Western Mail, Thursday 23 November 1933, page 2
On a vacant block of land on the northeast corner of William and Murray streets, nearly forty years ago, I listened in to a recorded speech by Gladstone. At that time, Gladstone was the political god of our elders and could do no wrong, but of what his speech was about we youngsters knew nothing and cared less. Sufficient for us was the fact that one of the wonders of the world - the phonograph - was there for us to .listen to and gape at. For the sum of threepence we were allowed to plug our ears with the old-fashioned ear phones and be thrilled by a voice, recorded in England.
This vacant piece of land, by the way, was the happy hunting ground of aspiring politicians and stump orators with a grievance against society. It was on this ground that the late Mr. Vosper opened the eyes of the natives by his forcible utterance and his unique appearance-having hair which hung down over his shoulders
To-day (Armistice Day), I listened in again at the same spot, but with vastly different surroundings. Shops, and a theatre have taken the place of the Aunt Sallys, the shooting galleries, and the soap boxes. Instead of the phonograph, a splendid radio was sending out songs we marched to in the war years, and I was the only listener, at that particular spot, who was being informed that "one grasshopper jumped right over the other grasshopper's back."

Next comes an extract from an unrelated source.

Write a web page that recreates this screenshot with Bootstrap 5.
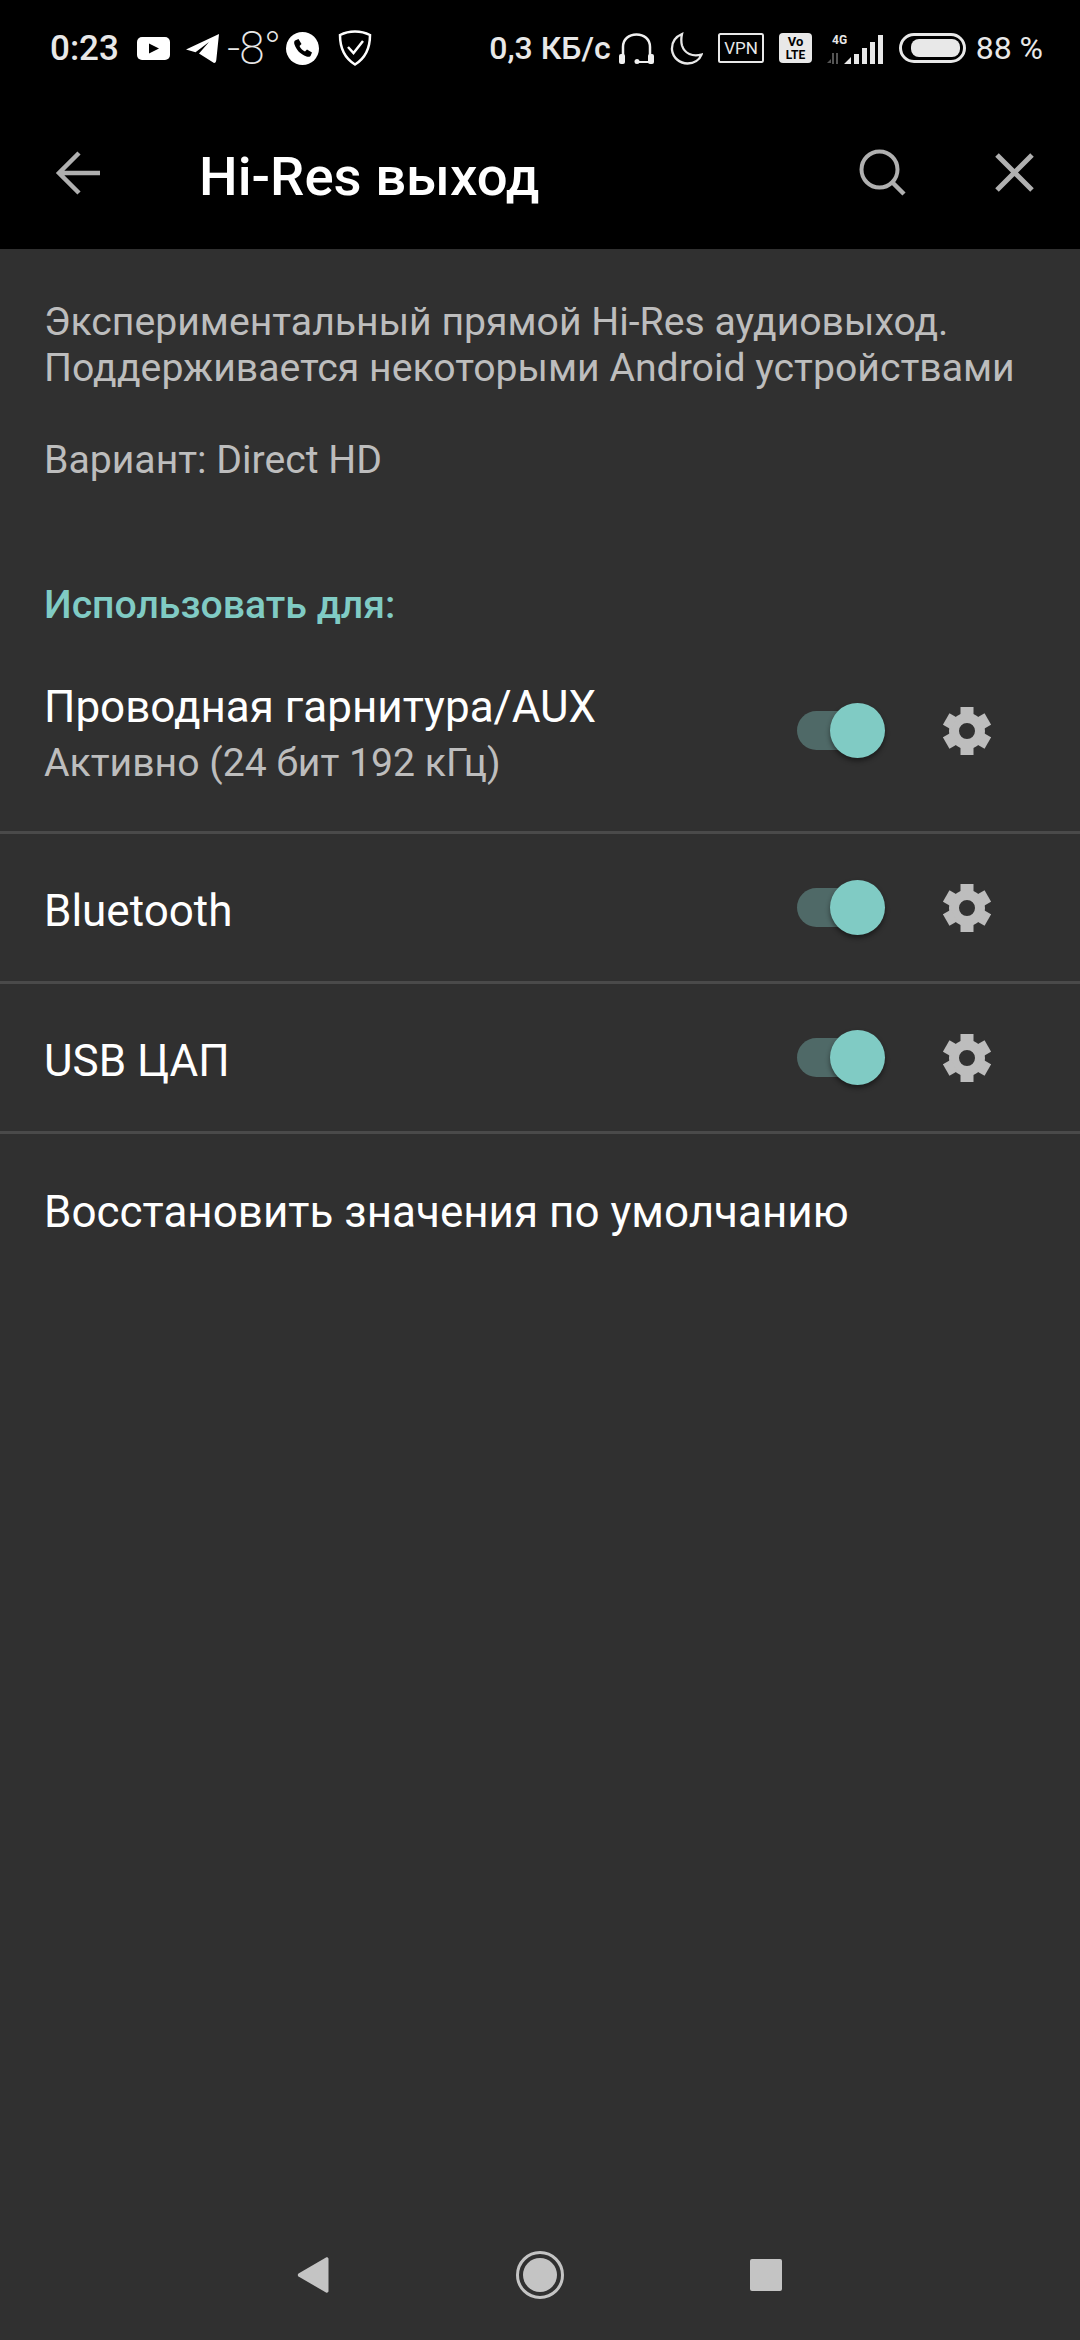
<!DOCTYPE html>
<html lang="ru">
<head>
  <meta charset="UTF-8" />
  <meta name="viewport" content="width=device-width, initial-scale=1.0"/>
  <title>Hi-Res выход</title>
  <link rel="stylesheet" href="https://cdn.jsdelivr.net/npm/bootstrap@5.3.0/dist/css/bootstrap.min.css">
  <style>
    html, body { height: 100%; }
    body { background: #303030; font-family: Roboto, "Noto Sans", sans-serif; color: #fff; }
    .screen { height: 2340px; }

    /* status bar */
    .status-bar { height: 96px; padding: 0 37px 0 50px; color: #e8e8e8; }
    .status-bar svg { flex: none; display: block; }
    .st-time { font-size: 35px; font-weight: 500; line-height: 1; }
    .st-speed { font-size: 32px; font-weight: 500; line-height: 1; }
    .st-temp { font-size: 46px; font-weight: 200; line-height: 1; margin-left: 8px; width: 51px; white-space: nowrap; letter-spacing: -1px; }
    .st-batt { font-size: 32px; font-weight: 400; line-height: 1; margin-left: 10px; }
    .ml-yt { margin-left: 18px; }
    .ml-tg { margin-left: 16px; }
    .ml-ph { margin-left: 8.5px; }
    .ml-sh { margin-left: 18.5px; }
    .ml-hs { margin-left: 8px; }
    .ml-mo { margin-left: 16px; }
    .ml-vp { margin-left: 15px; }
    .ml-vo { margin-left: 15px; }
    .ml-sg { margin-left: 14px; }
    .ml-bt { margin-left: 16px; }

    /* toolbar */
    .tool-bar { height: 153px; background: #000; padding: 0 46px 0 55px; }
    .tool-title { font-size: 54.5px; font-weight: 500; line-height: 1; margin: 7px 0 0 99px; }
    .tool-search { margin-right: 89px; }

    /* settings */
    .intro { padding: 50px 44px 0; color: #bdbdbd; font-size: 39.2px; line-height: 46px; }
    .intro p { margin: 0; }
    .intro .variant { margin-top: 46px; }
    .sect-head { color: #80cbc4; font-size: 39.2px; font-weight: 500; line-height: 46px; padding: 0 44px; margin-top: 99px; }
    .set-list { --bs-list-group-bg: transparent; --bs-list-group-color: #fff; --bs-list-group-border-color: #4a4a4a; --bs-list-group-border-width: 3px; }
    .set-row { padding: 0 45px 0 44px; height: 150px; }
    .set-row.first-row { height: 206px; padding-top: 2px; }
    .set-text { padding-top: 6px; }
    .set-name { font-size: 44px; line-height: 50px; }
    .set-sub { font-size: 39.2px; line-height: 46px; color: #bdbdbd; margin-top: 8px; }
    .sw-track { position: relative; width: 72px; height: 39px; border-radius: 20px; background: #4f6967; margin-right: 74px; }
    .sw-thumb { position: absolute; right: -16px; top: -8px; width: 55px; height: 55px; border-radius: 50%; background: #80cbc4; box-shadow: 0 3px 5px rgba(0,0,0,.45); }
    .gear-ic { margin-right: 44px; }

    /* nav bar */
    .nav-keys { padding: 0 298px 41px 297px; }
    .nav-keys svg { display: block; }
  </style>
</head>
<body>
  <div class="screen d-flex flex-column">
    <header class="bg-black">
      <!-- Status bar -->
      <div class="status-bar d-flex align-items-center">
        <span class="st-time">0:23</span>
        <svg class="ml-yt" width="33" height="23" viewBox="0 0 33 23"><rect width="33" height="23" rx="5" fill="#fff"/><path d="M12 6.500l10 5-10 5z" fill="#000"/></svg>
        <svg class="ml-tg" width="33" height="29" viewBox="0 0 33 29"><path d="M33 0L0 15.500l9.500 2.800L23 8 13 19.500l15 9.500c1.500 0 2-1 2.300-3z" fill="#fff"/></svg>
        <span class="st-temp">-8°</span>
        <svg class="ml-ph" width="33" height="33" viewBox="0 0 33 33"><circle cx="16.500" cy="16.500" r="16.500" fill="#fff"/><path d="M9 8.500l3.500-1.500 3 5-2 2c1 2.500 3 4.500 5.500 5.500l2-2 5 3-1.500 3.500c-1 1-2.500 1-4 .5C14 22 10.500 18 8.500 12.500c-.5-1.500-.5-3 .5-4z" fill="#000"/></svg>
        <svg class="ml-sh" width="34" height="36" viewBox="0 0 34 36"><path d="M17 1.500c5 0 10.500 1.200 15 3.500 0 12-3.500 22.500-15 29.500C5.500 27.500 2 17 2 5c4.500-2.300 10-3.500 15-3.500z" fill="none" stroke="#fff" stroke-width="2.500"/><path d="M10 17l5.500 6L25 11" fill="none" stroke="#fff" stroke-width="2.500"/></svg>
        <span class="st-speed ms-auto">0,3 КБ/с</span>
        <svg class="ml-hs" width="35" height="31" viewBox="0 0 35 31"><path d="M4 23V14C4 6 10 1.500 17.500 1.500S31 6 31 14v9" fill="none" stroke="#f0f0f0" stroke-width="2.500"/><rect x="0" y="21" width="6" height="10" rx="2" fill="#f0f0f0"/><rect x="29" y="21" width="6" height="10" rx="2" fill="#f0f0f0"/><circle cx="18" cy="28.500" r="2.500" fill="#f0f0f0"/><path d="M18 29h12" stroke="#f0f0f0" stroke-width="2"/></svg>
        <svg class="ml-mo" width="33" height="33" viewBox="0 0 33 33"><path d="M12 2C5 5 1.500 11 2 18c1 8 8 13.500 15.500 13.500 6.500 0 12-3.500 14-9-9 2.500-17-1-19.500-9-1-4-.8-8 0-11.500z" fill="none" stroke="#e8e8e8" stroke-width="2.300"/></svg>
        <svg class="ml-vp" width="46" height="30" viewBox="0 0 46 30"><rect x="1" y="1" width="44" height="28" rx="1.500" fill="none" stroke="#e8e8e8" stroke-width="2"/><text x="23" y="21" text-anchor="middle" font-family="Roboto, sans-serif" font-size="17" fill="#e8e8e8">VPN</text></svg>
        <svg class="ml-vo" width="33" height="30" viewBox="0 0 33 30"><rect width="33" height="30" rx="4" fill="#e8e8e8"/><text x="16.500" y="13" text-anchor="middle" font-family="Roboto, sans-serif" font-size="13" font-weight="700" fill="#000">Vo</text><text x="16.500" y="26" text-anchor="middle" font-family="Roboto, sans-serif" font-size="12" font-weight="700" fill="#000">LTE</text></svg>
        <svg class="ml-sg" width="57" height="31" viewBox="0 0 57 31"><text x="6" y="11" font-family="Roboto, sans-serif" font-size="12" font-weight="700" fill="#e8e8e8">4G</text><path d="M1 30l4-4v4zM6 20h2v11H6zM10 20h2v11h-2z" fill="#555"/><path d="M18 31l7-7v7zM28 21h5v10h-5zM36 15h5v16h-5zM44 9h5v22h-5zM52 2h5v29h-5z" fill="#e8e8e8"/></svg>
        <svg class="ml-bt" width="67" height="30" viewBox="0 0 67 30"><rect x="1.500" y="1.500" width="64" height="27" rx="13.500" fill="none" stroke="#e8e8e8" stroke-width="3"/><rect x="12" y="6" width="49" height="18" rx="8" fill="#e8e8e8"/></svg>
        <span class="st-batt">88 %</span>
      </div>
      <!-- Toolbar -->
      <div class="tool-bar d-flex align-items-center">
        <svg width="45" height="44" viewBox="0 0 45 44"><path d="M24 2L4 22l20 20M4 22h41" fill="none" stroke="#b0b0b0" stroke-width="4.500"/></svg>
        <h1 class="tool-title mb-0 flex-grow-1">Hi-Res выход</h1>
        <svg class="tool-search" width="47" height="47" viewBox="0 0 47 47"><circle cx="20.500" cy="20.500" r="18" fill="none" stroke="#b0b0b0" stroke-width="4"/><path d="M33 33l12 12" stroke="#b0b0b0" stroke-width="4.500"/></svg>
        <svg width="39" height="39" viewBox="0 0 39 39"><path d="M2 2l35 35M37 2L2 37" stroke="#b0b0b0" stroke-width="5"/></svg>
      </div>
    </header>

    <main class="flex-grow-1">
      <div class="intro">
        <p>Экспериментальный прямой Hi-Res аудиовыход.<br>Поддерживается некоторыми Android устройствами</p>
        <p class="variant">Вариант: Direct HD</p>
      </div>
      <div class="sect-head">Использовать для:</div>

      <div class="list-group list-group-flush set-list">
        <div class="list-group-item set-row first-row d-flex align-items-center">
          <div class="set-text flex-grow-1">
            <div class="set-name">Проводная гарнитура/AUX</div>
            <div class="set-sub">Активно (24 бит 192 кГц)</div>
          </div>
          <div class="sw-track"><div class="sw-thumb"></div></div>
          <svg class="gear-ic" width="48" height="48" viewBox="0 0 48 48"><use href="#gear"/></svg>
        </div>
        <div class="list-group-item set-row d-flex align-items-center">
          <div class="set-text set-name flex-grow-1">Bluetooth</div>
          <div class="sw-track"><div class="sw-thumb"></div></div>
          <svg class="gear-ic" width="48" height="48" viewBox="0 0 48 48"><use href="#gear"/></svg>
        </div>
        <div class="list-group-item set-row d-flex align-items-center">
          <div class="set-text set-name flex-grow-1">USB ЦАП</div>
          <div class="sw-track"><div class="sw-thumb"></div></div>
          <svg class="gear-ic" width="48" height="48" viewBox="0 0 48 48"><use href="#gear"/></svg>
        </div>
        <div class="list-group-item set-row d-flex align-items-center">
          <div class="set-text set-name">Восстановить значения по умолчанию</div>
        </div>
      </div>
    </main>

    <!-- Nav keys -->
    <div class="nav-keys d-flex justify-content-between align-items-center">
      <svg width="32" height="38" viewBox="0 0 32 38"><path d="M29 1.500c1 -.5 2.500 0 2.500 1.500v32c0 1.500-1.500 2-2.500 1.500L1.500 20.500c-1-.7-1-2.300 0-3z" fill="#c4c4c4"/></svg>
      <svg width="48" height="48" viewBox="0 0 48 48"><circle cx="24" cy="24" r="22.500" fill="none" stroke="#c4c4c4" stroke-width="3"/><circle cx="24" cy="24" r="17" fill="#c4c4c4"/></svg>
      <svg width="32" height="32" viewBox="0 0 32 32"><rect width="32" height="32" rx="2" fill="#c4c4c4"/></svg>
    </div>
  </div>

  <svg width="0" height="0" class="position-absolute">
    <defs>
      <g id="gear">
        <path d="M24 6a18 18 0 1 0 0 36a18 18 0 1 0 0-36zM24 16a8 8 0 1 1 0 16a8 8 0 1 1 0-16z" fill="#bdbdbd" fill-rule="evenodd"/>
        <g fill="#bdbdbd">
          <rect x="17.500" y="0" width="13" height="9"/>
          <rect x="17.500" y="39" width="13" height="9"/>
          <rect x="17.500" y="0" width="13" height="9" transform="rotate(60 24 24)"/>
          <rect x="17.500" y="39" width="13" height="9" transform="rotate(60 24 24)"/>
          <rect x="17.500" y="0" width="13" height="9" transform="rotate(120 24 24)"/>
          <rect x="17.500" y="39" width="13" height="9" transform="rotate(120 24 24)"/>
        </g>
      </g>
    </defs>
  </svg>

  <script src="https://cdn.jsdelivr.net/npm/bootstrap@5.3.0/dist/js/bootstrap.bundle.min.js"></script>
</body>
</html>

A stream of people, fresh from the two minutes' silence pass by, a little thoughtful, perhaps, but uncomprehending m their pitying glances at the wayback, listening in, and enjoying the wealth of memories of the city, of its inhabitants, and of the boys, who, with him, had paid their threepences to hear that first record.
Some of those boys we remembered today. In that brief two minutes' silence, as the years rolled back once more I ran wild with them in the shadows of the Town Hall. In those shadows to-day I stood stock still as a bugler sounded their requiem, and, then, awakened them into immortality.